La plus grande partie de ces nombreuses hordes se sont élancées des vastes contrées de la Scythie, lieux glacés et stériles, dont les innombrables habitants, ne pouvant trouver autour d’eux de quoi se nourrir, sont réduits à s’expatrier et ont mille raisons qui les chassent, et pas une qui les retienne. Si, depuis cinq cents ans, on n’a plus vu ces essaims de barbares se répandre sur toute l’Europe comme un torrent dévastateur, cela provient de plusieurs raisons : la première est le grand vide que dut occasionner dans ces contrées la chute de l’Empire, sur lequel s’étaient précipitées plus de trente nations ; la seconde est que l’Allemagne et la Hongrie, d’où sortaient également ces barbares, offrent aujourd’hui un pays tellement amélioré, que leurs habitants peuvent y vivre sans peine et ne sont plus obligés de changer de patrie.
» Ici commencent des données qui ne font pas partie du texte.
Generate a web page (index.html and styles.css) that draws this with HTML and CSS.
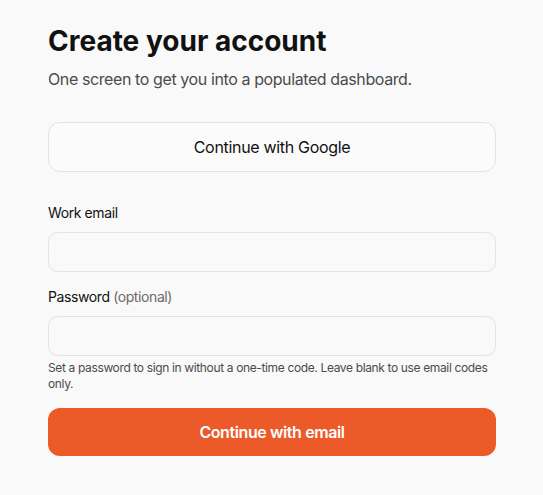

D’un autre côté, ces nations, douées de toutes les vertus guerrières, étant comme un boulevard opposé aux entreprises des Scythes, qui bordent leurs frontières, ces barbares ne s’imaginent plus pouvoir les vaincre et s’ouvrir un passage à travers leurs États. Plusieurs fois les Tartares ont tenté de nouvelles invasions ; mais ils ont toujours été repoussés par les Hongrois et les Polonais ; et c’est avec raison que ces peuples se glorifient de ce que, sans la force de leurs armes, l’Italie et l’Église auraient senti le poids de ces hordes de Tartares. Mais je crois en avoir dit assez sur ces peuples.